Gobernaron como reyes, pero muchos murieron en el abandono, la enfermedad o la vergüenza. De Cárdenas a De la Madrid, esta es la historia que casi nadie se atreve a contar.

Durante décadas, ser presidente de México era sinónimo de omnipotencia. Viajes, honores, escoltas, fortunas. Y sin embargo, para muchos de quienes ocuparon ese cargo, el final fue todo menos glorioso. En el México del siglo XX, el poder no garantizaba una buena muerte. Al contrario: en demasiados casos, la cima del poder fue el prólogo del olvido.

Lázaro Cárdenas del Río, uno de los pocos verdaderamente admirados por el pueblo, murió en 1970 tras luchar contra una enfermedad hepática y leucemia. Aunque miles asistieron a su funeral y aún se le recuerda por la expropiación petrolera de 1938, su muerte marcó el inicio de una tradición no escrita: los expresidentes mueren en silencio, lejos del brillo que alguna vez los rodeó.

Manuel Ávila Camacho, el “Presidente Caballero”, murió a los 58 años tras sufrir varios infartos. Sus restos fueron enterrados primero en su rancho, luego trasladados discretamente al Panteón Francés. Gobernó con discreción y creó el IMSS, pero su figura se fue desvaneciendo con el tiempo.

Miguel Alemán Valdés, el primer presidente civil del México moderno, fue símbolo de modernidad, relaciones con Hollywood y fortunas privadas. Murió de un infarto en su oficina de Polanco, sin grandes ceremonias. Su legado fue cuestionado por haber abierto las puertas a la corrupción institucional.

Adolfo Ruiz Cortines, conocido por su austeridad y lucha contra la corrupción, murió también en la penumbra. Su sexenio fue marcado por una fuerte devaluación y conflictos laborales, pero su honestidad lo salvó del descrédito. Aun así, su figura nunca fue rescatada del todo por la historia oficial.

Adolfo López Mateos, carismático y querido por el pueblo, cayó en coma tras un derrame cerebral en 1967 y murió en 1969, víctima de siete aneurismas. Su caso fue especialmente trágico: del afecto popular a una muerte lenta y dolorosa, sin siquiera poder despedirse.

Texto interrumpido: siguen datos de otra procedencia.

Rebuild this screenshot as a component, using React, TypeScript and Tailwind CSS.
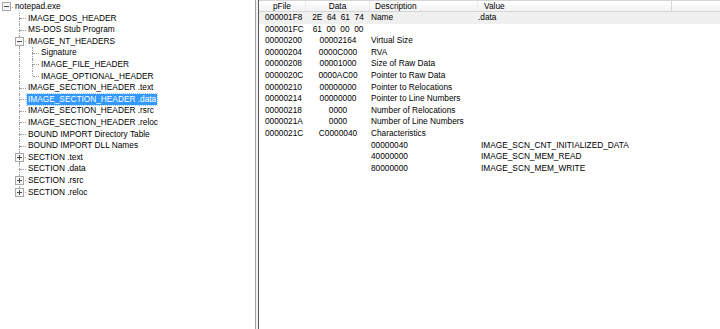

Luego llegó el más polémico: Gustavo Díaz Ordaz, el hombre de la represión del 68. Murió en 1979 de cáncer y paro cardíaco. Aunque se hizo un homenaje en el Senado, fue rechazado por amplios sectores. Vivió sus últimos años recluido, convencido de que había “salvado a México”, pero condenado por la historia.

Luis Echeverría, el último dinosaurio del PRI, vivió hasta los 100 años. Gobernó con mano dura, prohibió el rock, disparó la inflación y triplicó la deuda externa. Fue el único expresidente procesado legalmente, aunque nunca fue condenado. Murió en 2022, olvidado por muchos, recordado por sus excesos y errores.

José López Portillo pasó de la abundancia petrolera al despilfarro. Prometió defender el peso “como un perro” y terminó dejando un país endeudado, empobrecido y en crisis. Su vida personal también fue escandalosa: relaciones con actrices, lujos, y un divorcio amargo con Sacha Montenegro antes de morir en 2004.

Finalmente, Miguel de la Madrid. Tecnócrata serio, quiso imponer la “renovación moral”, pero quedó marcado por la tragedia del 85 y el presunto fraude electoral del 88. Murió en 2012 de un enfisema pulmonar, habiendo confesado en vida su decepción por la corrupción de Salinas de Gortari.

Todos fueron presidentes. Todos tuvieron escoltas, limusinas, poder absoluto. Y sin embargo, muchos terminaron en hospitales, en soledad, en el desprestigio o en el abandono institucional. Algunos, como Cárdenas, aún viven en el corazón del pueblo. Otros, como Díaz Ordaz o Echeverría, quedaron atrapados en capítulos oscuros.

Este es el México que no se enseña en libros de texto. Un país donde el poder no perdona, donde la historia no olvida, y donde el verdadero juicio —el del pueblo— siempre llega… tarde o temprano.